Series I Savings Bonds – a primer
October 25, 2022
What are I Bonds?
Series I Savings Bonds (“Inflation Bonds” or “I Bonds”) are inflation-indexed bonds issued and backed by the U.S. Treasury. I Bonds accrue interest for 30 years.
How do they earn income and how are they taxed?
Interest is earned monthly and compounded semiannually, meaning the interest earned over the previous six months is added to the value of the bond. Accrued interest is paid to the owner of the bond either at maturity or when the bond is cashed in, not when it is earned.
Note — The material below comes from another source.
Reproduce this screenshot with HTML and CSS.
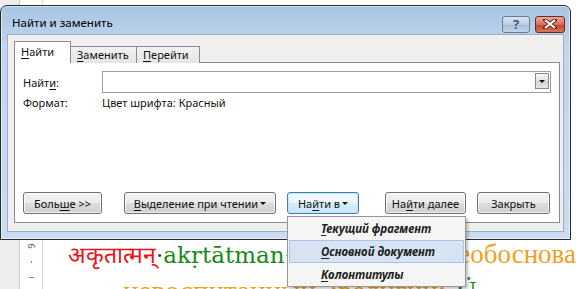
FILE: index.html
```html
<!DOCTYPE html>
<html lang="ru">
<head>
    <meta charset="UTF-8">
    <title>Найти и заменить</title>
    <link rel="stylesheet" href="styles.css">
</head>
<body>
    <div class="doc">
        <div class="ruler-gap"></div>
        <div class="ruler-strip">
            <span class="ruler-num">6</span>
            <span class="tick"></span>
            <span class="tick long"></span>
        </div>
        <div class="page">
            <div class="line line1">
                <span class="red">अकृतात्मन्</span><span class="dot">·</span><span class="green">akṛtātman</span><span class="dot">·</span><span class="orange">необоснованный</span>
            </div>
            <div class="line line2">
                <span class="orange">невоспитанный</span><span class="green">·</span><span class="orange">:религии:</span><span class="pink">·</span><span class="green">Ü</span>
            </div>
        </div>
    </div>

    <div class="dialog">
        <div class="titlebar">
            <span class="title">Найти и заменить</span>
            <div class="caption-buttons">
                <div class="cap-btn help">?</div>
                <div class="cap-btn close">
                    <svg width="14" height="10" viewBox="0 0 14 10">
                        <path d="M2 1 L12 9 M12 1 L2 9" stroke="#5a1a12" stroke-width="3.6" stroke-linecap="square"/>
                        <path d="M2 1 L12 9 M12 1 L2 9" stroke="#fff" stroke-width="2.2"/>
                    </svg>
                </div>
            </div>
        </div>
        <div class="client">
            <div class="tabs">
                <div class="tab active"><u>Н</u>айти</div>
                <div class="tab t2"><u>З</u>аменить</div>
                <div class="tab t3"><u>П</u>ерейти</div>
            </div>
            <div class="pane">
                <div class="row">
                    <span class="label">Найт<u>и</u>:</span>
                    <div class="combo">
                        <div class="combo-btn"><span class="arrow"></span></div>
                    </div>
                </div>
                <div class="row format">
                    <span class="label">Формат:</span>
                    <span>Цвет шрифта: Красный</span>
                </div>
                <div class="buttons">
                    <div class="btn more">Боль<u>ш</u>е &gt;&gt;</div>
                    <div class="btn reading"><u>В</u>ыделение при чтении <span class="tri"></span></div>
                    <div class="btn findin">На<u>й</u>ти в <span class="tri"></span></div>
                    <div class="btn next">На<u>й</u>ти далее</div>
                    <div class="btn closebtn">Закрыть</div>
                </div>
            </div>
        </div>
    </div>

    <div class="menu">
        <div class="menu-item"><u>Т</u>екущий фрагмент</div>
        <div class="menu-item selected"><u>О</u>сновной документ</div>
        <div class="menu-item"><u>К</u>олонтитулы</div>
    </div>
</body>
</html>
```

FILE: styles.css
```css
body {
    margin: 0;
    width: 576px;
    height: 289px;
    overflow: hidden;
    position: relative;
    background: #fff;
    font-family: "Noto Sans", Arial, sans-serif;
    font-size: 11px;
    color: #111;
}
u {
    text-decoration-thickness: 1px;
    text-underline-offset: 2px;
}

/* document behind the dialog */
.doc {
    display: flex;
    height: 289px;
    overflow: hidden;
}
.ruler-gap {
    flex-shrink: 0;
    width: 19px;
    background: #eeeeee;
    border-right: 1px solid #cfcfcf;
}
.ruler-strip {
    flex-shrink: 0;
    width: 23px;
    background: #fff;
    border-right: 1px solid #d8d8d8;
    display: flex;
    flex-direction: column;
    align-items: center;
    padding-top: 241px;
    box-sizing: border-box;
}
.ruler-num {
    font-size: 9px;
    color: #555;
    transform: rotate(90deg);
    line-height: 10px;
}
.tick {
    width: 1px;
    height: 2px;
    background: #888;
    margin-top: 10px;
}
.tick.long {
    width: 5px;
    height: 1px;
    margin-top: 14px;
}
.page {
    flex: 1;
    min-width: 0;
    padding-left: 25px;
    font-family: "DejaVu Serif", "Liberation Serif", serif;
    font-size: 23px;
    white-space: nowrap;
}
.line {
    height: 30px;
    line-height: 30px;
}
.line1 {
    margin-top: 239px;
}
.line1 .red {
    font-size: 23px;
}
.line1 .orange {
    font-size: 27px;
    font-family: "Liberation Serif", serif;
    margin-left: 152px;
}
.line2 {
    margin-top: 7px;
    padding-left: 55px;
    font-family: "Liberation Serif", serif;
    font-size: 29px;
}
.line2 .orange + .green {
    margin: 0 2px;
}
.red { color: #e8141a; }
.green { color: #178a17; }
.orange { color: #f0a020; }
.pink { color: #e020d0; }
.dot { color: #333; }

/* the dialog window */
.dialog {
    position: absolute;
    left: 0;
    top: 5px;
    width: 571px;
    height: 235px;
    box-sizing: border-box;
    border: 1px solid #2b2b2b;
    border-radius: 7px 7px 0 0;
    background: linear-gradient(#a8c4e2, #c0d6ee 40px, #c9dcf0);
    display: flex;
    flex-direction: column;
    box-shadow: inset 0 0 0 1px rgba(255, 255, 255, 0.55);
}
.titlebar {
    height: 28px;
    display: flex;
    align-items: center;
    justify-content: space-between;
    padding-left: 11px;
    padding-right: 5px;
}
.title {
    color: #000;
    font-size: 11.5px;
    margin-top: 4px;
}
.caption-buttons {
    display: flex;
    gap: 5px;
    margin-top: 8px;
}
.cap-btn {
    height: 15px;
    border: 1px solid #6d7c8f;
    border-radius: 3px;
    display: flex;
    align-items: center;
    justify-content: center;
}
.help {
    width: 26px;
    background: linear-gradient(#d6e4f2, #b8cde4 50%, #a6bfdb 51%, #c2d6ec);
    color: #4a5a70;
    font-size: 13px;
    font-weight: bold;
    line-height: 15px;
}
.close {
    width: 28px;
    border-color: #6b2a20;
    background: linear-gradient(#e8a79a, #d4705e 50%, #c0432c 51%, #d6745c);
}

.client {
    flex: 1;
    margin: 0 6px 7px 6px;
    background: #f0f0f0;
    border: 1px solid #9aaec4;
    display: flex;
    flex-direction: column;
    padding: 6px 3px 8px 6px;
}
.tabs {
    display: flex;
    align-items: flex-end;
    height: 22px;
    position: relative;
    z-index: 1;
}
.tab {
    height: 17px;
    box-sizing: border-box;
    padding-left: 6px;
    border: 1px solid #898c95;
    border-bottom: none;
    background: linear-gradient(#f2f2f2, #e4e4e4);
    line-height: 16px;
}
.tab.active {
    width: 57px;
    height: 22px;
    line-height: 19px;
    background: #fff;
}
.t2 { width: 66px; border-left: none; }
.t3 { width: 63px; border-left: none; }
.pane {
    flex: 1;
    background: #fff;
    border: 1px solid #898c95;
    margin-top: -1px;
    padding: 8px 8px 8px 8px;
    display: flex;
    flex-direction: column;
}
.row {
    display: flex;
    align-items: center;
}
.label {
    width: 79px;
}
.combo {
    flex: 1;
    height: 18px;
    border: 1px solid #a0a0a0;
    display: flex;
    justify-content: flex-end;
    padding: 1px;
}
.combo-btn {
    width: 14px;
    height: 16px;
    box-sizing: border-box;
    border: 1px solid #8a8a8a;
    background: linear-gradient(#f6f6f6, #e2e2e2 50%, #d4d4d4 51%, #e6e6e6);
    display: flex;
    align-items: center;
    justify-content: center;
}
.arrow, .tri {
    display: inline-block;
    width: 0;
    height: 0;
    border-left: 3px solid transparent;
    border-right: 3px solid transparent;
    border-top: 3px solid #111;
}
.tri {
    vertical-align: 2px;
    margin-left: 2px;
}
.format {
    margin-top: 0;
    height: 18px;
}
.buttons {
    margin-top: auto;
    display: flex;
}
.btn {
    height: 20px;
    border: 1px solid #707070;
    border-radius: 3px;
    background: linear-gradient(#f2f2f2, #ebebeb 50%, #dddddd 51%, #cfcfcf);
    box-shadow: inset 0 0 0 1px rgba(255, 255, 255, 0.7);
    display: flex;
    align-items: center;
    justify-content: center;
    white-space: nowrap;
}
.more { width: 77px; }
.reading { width: 150px; margin-left: 22px; }
.findin {
    width: 70px;
    margin-left: 11px;
    border-color: #3c7fb1;
    background: linear-gradient(#f4fafe, #e8f4fb 50%, #d6ecf8 51%, #cbe5f5);
    box-shadow: inset 0 0 0 1px #c6e4f7;
}
.next { width: 79px; margin-left: 26px; }
.closebtn { width: 71px; margin-left: 11px; }

/* drop-down of "Найти в" */
.menu {
    position: absolute;
    left: 287px;
    top: 216px;
    width: 175px;
    padding: 0 1px;
    background: #f5f5f5;
    border: 1px solid #979797;
    box-shadow: 2px 2px 3px rgba(0, 0, 0, 0.25);
}
.menu-item {
    height: 21px;
    line-height: 21px;
    padding-left: 31px;
    font-weight: bold;
    font-style: italic;
    font-size: 11.5px;
    color: #222;
    border: 1px solid transparent;
}
.menu-item.selected {
    background: #d7e3f3;
    border-color: #a8c4e8;
}
```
Interest earned during a calendar year is subject to federal income tax in that year, and I bond holders receive form 1099-INT annually. Interest on I Bonds is not subject to state or local income taxes. Holders of I Bonds can elect to defer payment of Federal income taxes on the accrued interest until the bond is redeemed or matures.
How is the interest calculated?
The interest rate is a combination of a “Fixed Rate” and an “Inflation Rate” and is known as the “Combined Rate.”
The Fixed Rate is an annual rate and is set for the life of an I Bond. Once an I Bond is purchased, its Fixed Rate never changes. The current annual Fixed Rate for all new I Bonds is 0.00% and has been between 0.00% and 0.50% since November 2016.
The Inflation Rate is a semiannual rate and adjusts every May 1 and November 1 based on the six-month change in the Consumer Price Index (CPI-U) report. For example, the Inflation Rate used in the May-October 2022 period was determined by the change in the CPI Index from October 2021 – March 2022. The current annualized interest rate is 9.62%. For the five years prior to May 1, 2021, the annualized Inflation Rate was around 2.00%.
The Combined Rate, also a semiannual rate, is the sum of the Fixed Rate and the indexed Inflation Rate and adjusts every May 1 and November 1. The annualized Combined Rate for recently issued bonds (May-October 2022) is 9.62%. The guaranteed minimum Combined Rate is 0.00%, even if there were to be a protracted period of negative inflation (deflation). For the period of 2016-2021, the Combined Rate did not exceed 3.00% annually.
How do I purchase an I Bond?
I Bonds can be purchased through Treasury Direct at www.treasurydirect.gov.
How much can I buy?
An individual can buy up to $10,000 of I Bonds each calendar year, held electronically, and an additional $5,000 in paper bonds when purchased using your federal income tax refund ($5,000 limit per tax return). Trusts can purchase I Bonds and parents can purchase them for their children.
When can I get my money?
I Bonds can be cashed in after holding the bond for 12 months. However, a penalty of 3 months’ interest is charged if a bond is redeemed that has been held for less than five years.
- I Bonds are designed to provide returns that keep up with inflation before federal taxes.
- I Bond interest rates are most attractive when inflation rises and remains high.
- I Bond returns should decline as inflation declines and can be as low as 0.00%.
- Unless one chooses to defer the payment of Federal income taxes, some investors may not be comfortable paying taxes on interest income accrued but not yet collected, since interest on I Bonds is only collected at the time of redemption.
- This is the first time the U.S. economy has seen a protracted period of inflation since the Volker era (the late 1970s).
- If investors believe the Federal Reserve will succeed in bringing inflation down to their target of 2%, high-quality long-term bonds, both taxable and tax free, should provide most investors with better returns than I Bonds over the intermediate and long term.
- The small amount of I Bonds one can purchase annually is not meaningful for affluent individuals.